Surprising experience with DELL support

Background: we had terrible support experiences with DELL over the last 4-5 years or so and I just had a single really good one today. We started moving slowly to a different vendor and won’t change our decision because of this one experience.

Our situation: we are currently fighting a subtle issue in or data center: spontaneous reboots of physical servers. It only happens rarely but is a bit of an annoyance. We have now experienced 10 cases over the last year and starting to investigate. The problem is that almost all machines rebooted only once and we can never find an actual cause.

While getting an overview of all restarts (machine, time, hardware model, role, bios version) we had to contact DELL ProSupport to figure out a contradictory statement on new BIOS versions.

First, I got directly to the technician and he actually (for once) did have our machine’s service tag on his desk. I explained to him that I needed a specific piece of information and that I’m currently investigating a broader issue that doesn’t seem to be related to a single machine. He took up on that, passed me the information and followed me building and correcting our model of the fault and gave helpful comments and additional data from their experiences in the support with those machines.

What I wondered about is that he gave me information which I expected to be one of the selling points of DELLs machines: management features, access to support experience instead of scripted/technologically challenged call-center Zombies. Again: kudos to the supporter who helped me today.

Here are the positive surprises:

  • The DELL R610 and R510 iDRAC express cards have SSH and WEB UIs for accessing some of the fancier features. I even finally found the power meter!
  • There seems to be a tool called “repository manager” which can create a bootable ISO that includes all firmware updates for all the machines that you select. Cool! However, it seems to need Windows 2008 (WTF?). Even on Windows
  • Maybe (I didn’t understand this fully) the lifecycle controller can perform all required firmware/BIOS updates via FTP directly when entering it during boot time. (Unfortunately you need to reboot just to find out whether you need updates.)

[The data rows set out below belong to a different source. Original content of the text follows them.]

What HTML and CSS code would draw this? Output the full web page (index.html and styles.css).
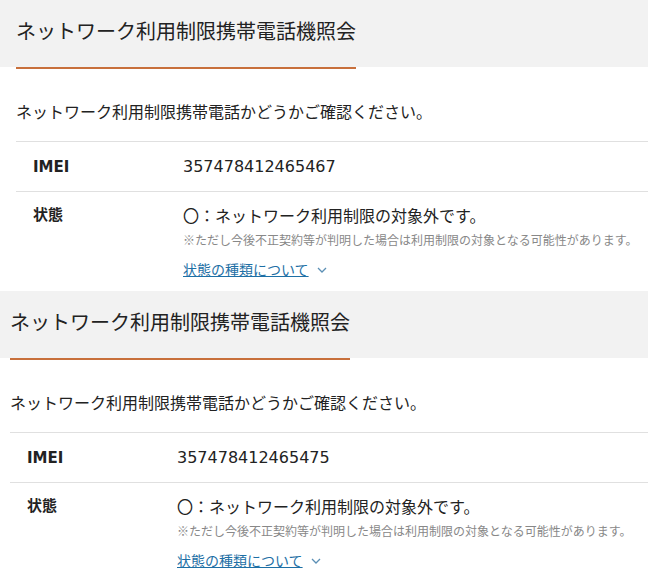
FILE: index.html
```html
<!DOCTYPE html>
<html lang="ja">
<head>
<meta charset="utf-8">
<link rel="stylesheet" href="styles.css">
</head>
<body>
<section class="block block-a">
  <div class="head"><h1 class="title">ネットワーク利用制限携帯電話機照会</h1></div>
  <div class="body">
    <p class="desc">ネットワーク利用制限携帯電話かどうかご確認ください。</p>
    <div class="table">
      <div class="row">
        <div class="label">IMEI</div>
        <div class="value">357478412465467</div>
      </div>
      <div class="row">
        <div class="label">状態</div>
        <div class="value">
          <div class="status">〇：ネットワーク利用制限の対象外です。</div>
          <div class="note">※ただし今後不正契約等が判明した場合は利用制限の対象となる可能性があります。</div>
          <div class="more"><a class="link" href="#">状態の種類について</a><svg class="chev" width="10" height="6" viewBox="0 0 10 6"><polyline points="1,1 5,5 9,1" fill="none" stroke="#5b8fb5" stroke-width="1.3"/></svg></div>
        </div>
      </div>
    </div>
  </div>
</section>
<section class="block block-b">
  <div class="head"><h1 class="title">ネットワーク利用制限携帯電話機照会</h1></div>
  <div class="body">
    <p class="desc">ネットワーク利用制限携帯電話かどうかご確認ください。</p>
    <div class="table">
      <div class="row">
        <div class="label">IMEI</div>
        <div class="value">357478412465475</div>
      </div>
      <div class="row">
        <div class="label">状態</div>
        <div class="value">
          <div class="status">〇：ネットワーク利用制限の対象外です。</div>
          <div class="note">※ただし今後不正契約等が判明した場合は利用制限の対象となる可能性があります。</div>
          <div class="more"><a class="link" href="#">状態の種類について</a><svg class="chev" width="10" height="6" viewBox="0 0 10 6"><polyline points="1,1 5,5 9,1" fill="none" stroke="#5b8fb5" stroke-width="1.3"/></svg></div>
        </div>
      </div>
    </div>
  </div>
</section>
</body>
</html>
```
FILE: styles.css
```css
html, body {
  margin: 0;
  padding: 0;
  background: #fff;
}
body {
  font-family: "DejaVu Sans", "Noto Sans CJK JP", sans-serif;
  color: #222;
  width: 648px;
  overflow: hidden;
}
.block {
  height: 291px;
  overflow: hidden;
}
.head {
  background: #f2f2f2;
  height: 67px;
}
.title {
  display: inline-block;
  margin: 0;
  font-family: "Noto Sans CJK JP", sans-serif;
  font-weight: 400;
  font-size: 20px;
  line-height: 30px;
  padding: 16px 0 21px;
  border-bottom: 2px solid #c8703c;
  color: #222;
}
.block-a .head, .block-a .body { padding-left: 16px; }
.block-b .head, .block-b .body { padding-left: 10px; }
.desc {
  margin: 32px 0 0;
  font-family: "Noto Sans CJK JP", sans-serif;
  font-size: 16px;
  line-height: 24px;
}
.table {
  margin-top: 18px;
  border-top: 1px solid #e0e0e0;
}
.row {
  display: flex;
  padding: 13px 0 12px;
}
.row + .row {
  border-top: 1px solid #e0e0e0;
  padding-top: 11px;
  padding-bottom: 13px;
}
.label {
  width: 167px;
  padding-left: 17px;
  box-sizing: border-box;
  flex: none;
  font-weight: 700;
  font-size: 15px;
  line-height: 24px;
}
.value {
  font-size: 16px;
  line-height: 24px;
}
.status {
  font-family: "Noto Sans CJK JP", sans-serif;
}
.note {
  font-family: "Noto Sans CJK JP", sans-serif;
  font-size: 12px;
  line-height: 20px;
  color: #888;
  margin-top: 3px;
}
.more {
  margin-top: 8px;
  display: flex;
  align-items: center;
  gap: 8px;
  line-height: 22px;
}
.link {
  font-family: "Noto Sans CJK JP", sans-serif;
  font-size: 14px;
  color: #1d6fa5;
  text-decoration: underline;
}
.chev {
  margin-top: 2px;
}
```
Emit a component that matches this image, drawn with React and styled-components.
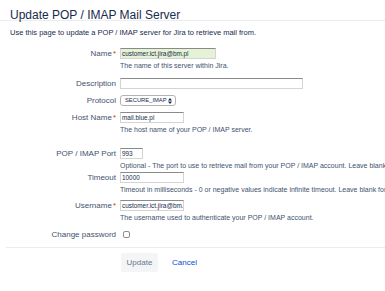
import React from 'react';
import styled, { createGlobalStyle } from 'styled-components';

const Global = createGlobalStyle`
  html, body { margin: 0; padding: 0; background: #fff; }
  body { font-family: "Liberation Sans", Arial, sans-serif; color: #172b4d; }
  * { box-sizing: border-box; }
`;

const Page = styled.div`
  width: 385px;
  height: 291px;
  overflow: hidden;
`;

const Header = styled.header`
  padding: 8px 0 0 10px;
  border-bottom: 1px solid #ebecf0;
  height: 21px;
`;

const Title = styled.h1`
  margin: 0;
  font-size: 12px;
  line-height: 14px;
  font-weight: 400;
  color: #172b4d;
  white-space: nowrap;
`;

const Intro = styled.p`
  margin: 7px 0 0 10px;
  font-size: 7.5px;
  line-height: 10px;
  color: #172b4d;
  white-space: nowrap;
`;

const Form = styled.form`
  margin: 0;
`;

const Field = styled.div`
  display: grid;
  grid-template-columns: 116px 1fr;
  column-gap: 4px;
  margin-top: ${(p) => p.$gap}px;
`;

const Label = styled.label`
  text-align: right;
  font-size: 8px;
  line-height: 11px;
  height: 11px;
  color: #42526e;
  white-space: nowrap;
`;

const Req = styled.span`
  color: #de350b;
  margin-left: 1px;
  font-size: 8px;
`;

const Control = styled.div`
  min-width: 0;
  display: flex;
  flex-direction: column;
  align-items: flex-start;
`;

const Input = styled.div`
  width: ${(p) => p.$w}px;
  height: 11px;
  border: 1px solid #d4d4d4;
  border-top-color: #8a8a8a;
  background: ${(p) => (p.$filled ? '#e6f2d6' : '#fff')};
  font-size: 6.4px;
  line-height: 9px;
  padding: 0 1px;
  color: #172b4d;
  white-space: nowrap;
  overflow: hidden;
`;

const Select = styled.div`
  display: flex;
  align-items: center;
  justify-content: space-between;
  width: 56px;
  height: 11px;
  border: 1px solid #b3b3b3;
  border-radius: 3px;
  background: #fff;
  padding: 0 3px 0 4px;
  font-size: 5.8px;
  line-height: 9px;
  color: #172b4d;
  white-space: nowrap;

  svg {
    flex-shrink: 0;
  }
`;

const Help = styled.div`
  margin-top: 2px;
  font-size: 7px;
  line-height: 9px;
  color: #42526e;
  white-space: nowrap;
`;

const Check = styled.span`
  display: block;
  width: 7px;
  height: 7px;
  margin: 2px 0 0 3px;
  border: 1px solid #8f8f8f;
  border-radius: 2px;
  background: #fff;
`;

const Footer = styled.div`
  margin: 7px 0 0 6px;
  border-top: 1px solid #ebecf0;
  padding: 5px 0 0 115px;
  display: flex;
  align-items: center;
  gap: 14px;
`;

const Button = styled.button`
  width: 37px;
  height: 19px;
  border: none;
  border-radius: 2px;
  background: #f4f5f7;
  color: #6b778c;
  font-family: inherit;
  font-size: 8px;
  padding: 0;
`;

const LinkButton = styled.a`
  color: #0052cc;
  font-size: 8px;
  text-decoration: none;
`;

const Arrows = () => (
  <svg width="4" height="6" viewBox="0 0 4 6">
    <path d="M0 2.4 L2 0 L4 2.4 Z M0 3.6 L2 6 L4 3.6 Z" fill="#172b4d" />
  </svg>
);

export default function App() {
  return (
    <Page>
      <Global />
      <Header>
        <Title>Update POP / IMAP Mail Server</Title>
      </Header>
      <Intro>Use this page to update a POP / IMAP server for Jira to retrieve mail from.</Intro>
      <Form>
        <Field $gap={10}>
          <Label>Name<Req>*</Req></Label>
          <Control>
            <Input $w={96} $filled>customer.ict.jira@bm.pl</Input>
            <Help>The name of this server within Jira.</Help>
          </Control>
        </Field>
        <Field $gap={8}>
          <Label>Description</Label>
          <Control>
            <Input $w={183} />
          </Control>
        </Field>
        <Field $gap={6}>
          <Label>Protocol</Label>
          <Control>
            <Select>
              <span>SECURE_IMAP</span>
              <Arrows />
            </Select>
          </Control>
        </Field>
        <Field $gap={6}>
          <Label>Host Name<Req>*</Req></Label>
          <Control>
            <Input $w={64}>mail.blue.pl</Input>
            <Help>The host name of your POP / IMAP server.</Help>
          </Control>
        </Field>
        <Field $gap={14}>
          <Label>POP / IMAP Port</Label>
          <Control>
            <Input $w={23}>993</Input>
            <Help>Optional - The port to use to retrieve mail from your POP / IMAP account. Leave blank for default port.</Help>
          </Control>
        </Field>
        <Field $gap={2}>
          <Label>Timeout</Label>
          <Control>
            <Input $w={64}>10000</Input>
            <Help>Timeout in milliseconds - 0 or negative values indicate infinite timeout. Leave blank for default (10000 ms).</Help>
          </Control>
        </Field>
        <Field $gap={6}>
          <Label>Username<Req>*</Req></Label>
          <Control>
            <Input $w={64}>customer.ict.jira@bm.pl</Input>
            <Help>The username used to authenticate your POP / IMAP account.</Help>
          </Control>
        </Field>
        <Field $gap={7}>
          <Label>Change password</Label>
          <Control>
            <Check />
          </Control>
        </Field>
        <Footer>
          <Button type="button">Update</Button>
          <LinkButton href="#">Cancel</LinkButton>
        </Footer>
      </Form>
    </Page>
  );
}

Recapitulating this phone call and the information I got, I reached some conclusions:

  • Big, big personal thanks to the DELL supporter, you made my day! (And you know who you are!)
  • Why do I get huge amounts of stupid manuals that I just through away but readable, accessible information that the iDRAC Express has HTTP and SSH support?
  • Why are all Linux updates for no reason wrapped into binaries that require Red Hat stuff? All the tools are there on other distributions. Can you please release things so that grown-ups can use them?
  • Can we please have an accessible, platform-independent way to retrieve the information whether firmware updates are pending? Aand whether any update in the chain is urgent?
  • I see myself confirmed that hardware vendors are just terrible at software. Even your supporter is trained by now to think that having to hit a button twice isn’t a bug but a feature. Come on!
  • We knew that the express cards do not support VGA redirection (we use ipmi sol generally) but that leaves AFAICT only the “mount a remote disk” and “redirect VGA” as features of the bigger iDRAC option. And that thing AFAICT costs around 300 EUR more.
  • Given the issues of how to update firmware if you are on a true free platform then I wonder why those cost extra. Seems like DELL does support MS and RedHat’s business model by forcing customers into those options.

Lastly, it’s nice to have an actually good experience with DELL support for once, but, given our overall experience we’re more than happy to be migrating to Thomas Krenn now.